When you think about it, in general, cities are warm places. It is not just about human warmth, interaction, and vibrant neighborhoods, but actual, physical warmth; urban areas are often two or three degrees warmer than the countryside that surrounds them. This temperature difference, more pronounced at night when winds are calmer, is known as urban the heat island effect and remains one of the clearest examples of how human activity has a direct impact in the environment around us.
The main causes of urban heat islands are rooted in four variables. First, cities tend to have a lot more manmade surfaces that use dark materials like concrete or asphalt which have significantly different thermal properties than open land in rural areas. Roads, parking lots, sidewalks, buildings, and structures often absorb more heat during the day, making the ground warmer. Asphalt and concrete are also significantly more heat radiant, meaning that they tend to slowly release accumulated heat at night, contributing to 'close' temperatures in the home.
Second, the reflections from buildings and structures provide additional heat, creating urban canyon effects. Buildings also tend to block wind currents and breeze, reducing the amount of cooling that convection offers. Third, emissions and pollution contribute to greenhouse effects on urban areas and, finally, additional ozone concentrations further reduce air quality and accelerate temperature increases.
Heat islands have several negative effects, both on the ecosystem where the city sits and its residents. Higher temperatures reduce air quality and make heat waves worse, making cities, the core component of any modern society, more unpleasant and uncomfortable. They also significantly increase energy use dedicated to cooling, from our homes stores and offices, through to essential locations such as hospitals and schools.
Fortunately, there are steps that can be taken by homeowners and facility managers to minimize the impact on our homes and the places we work yet keep costs down, and urban planners and designers have several tools at their disposal to reduce heat island effects.
Keeping Cooler Without the Extra Cost
The Importance of Green Areas
The most effective solution is also one that happens to make streets significantly more pleasant: planting trees. Tree-lined streets are a staple of many Mediterranean towns and cities, an enduring feature of many quaint plazas, public squares, and terraces. Trees are there, however, not just because they look nice, but because they help both diffuse the sunlight and mitigate the urban canyon effects that warm up city streets.
The impact of a tree-planting initiative can be dramatic. In 2012, Melbourne started an ambitious program to double the tree canopy in their city by 2040, planting 3,000 trees each year. The program has produced measurable drops in temperature of one to two degrees Celsius (33,8 or 35,6 degrees in the Fahrenheit scale) in the neighborhoods affected. Tree planting and upkeep might be expensive, but recent studies show that trees more than pay for themselves. Reduced heat use, improved air quality, lower emissions, and improved quality of life for residents are only part of the equation. Tree cover helps improve stormwater management, reducing the impact of bad weather, and reduces pavement maintenance costs, as roads deteriorate slower when not subject to constant thermal expansion and contraction.

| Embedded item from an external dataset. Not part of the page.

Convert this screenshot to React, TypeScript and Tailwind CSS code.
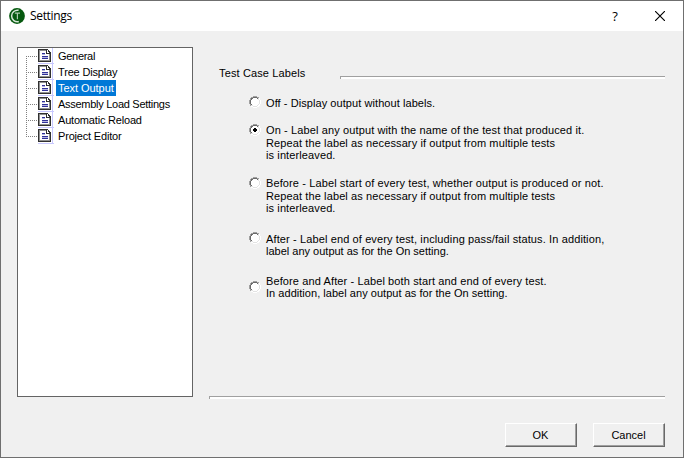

Green infrastructure goes beyond trees, however; reducing paved surfaces whenever possible is also helpful. This doesn’t mean tearing up streets and parking lots but being cleverer on how streetscapes and paved surfaces are laid. Parking lots can use non-paved surfaces whenever possible; public squares and plazas can rely on grass, trees, and native plants instead of concrete surfaces; road medians can be covered with shrubs or grass instead of asphalt. Mitigation projects can also be approached piecemeal, as an incremental effort, without requiring significant investment upfront but just a different approach to maintenance and repair practices.
Greenery is not the only option on the table, however – changing the color of our roofs is also effective. Traditional architecture in many warm climates often includes white roofs not as an aesthetic choice, but as an integral part of the design. White, well-insulated roofs reflect heat back to the atmosphere instead of absorbing it. The result is a cooler, more energy-efficient building, for little to no cost.
Green roofs are a more sophisticated version of this idea. Instead of having tiles or concrete that absorb heat, roofs can include a layer of vegetation on them. A green roof does not just reflect heat, but actually removes heat from the air through evapotranspiration. They are more complex and expensive to maintain, however, so their benefits might only be readily apparent on large structures or buildings.
Besides roofs and trees, cities can implement policies to reduce energy use. Both emissions and residual heat are the result of energy consumption, so using air conditioners, cars, fridges, lightbulbs, or appliances that are more efficient will reduce heat island effects. Cities can impact them only indirectly, but they have several effective tools at their disposal. City officials can update building codes to mandate better insulation (and white roofs).
Cities can also implement reforms to reduce the use of private vehicles and promote walking, biking, and mass transit. Cars, no matter if they are electrical or gas-powered, remain the least energy-efficient way to move people around a city, so reducing traffic will help reduce waste heat. Cars also require vast expanses of asphalt and concrete to move around, so limiting their use can free valuable urban space for more tree cover.
Besides these initiatives, cities can implement policies to reduce energy use. Both emissions and residual heat are the result of energy consumption, so using high energy-efficient home appliances is key to reducing heat island effects.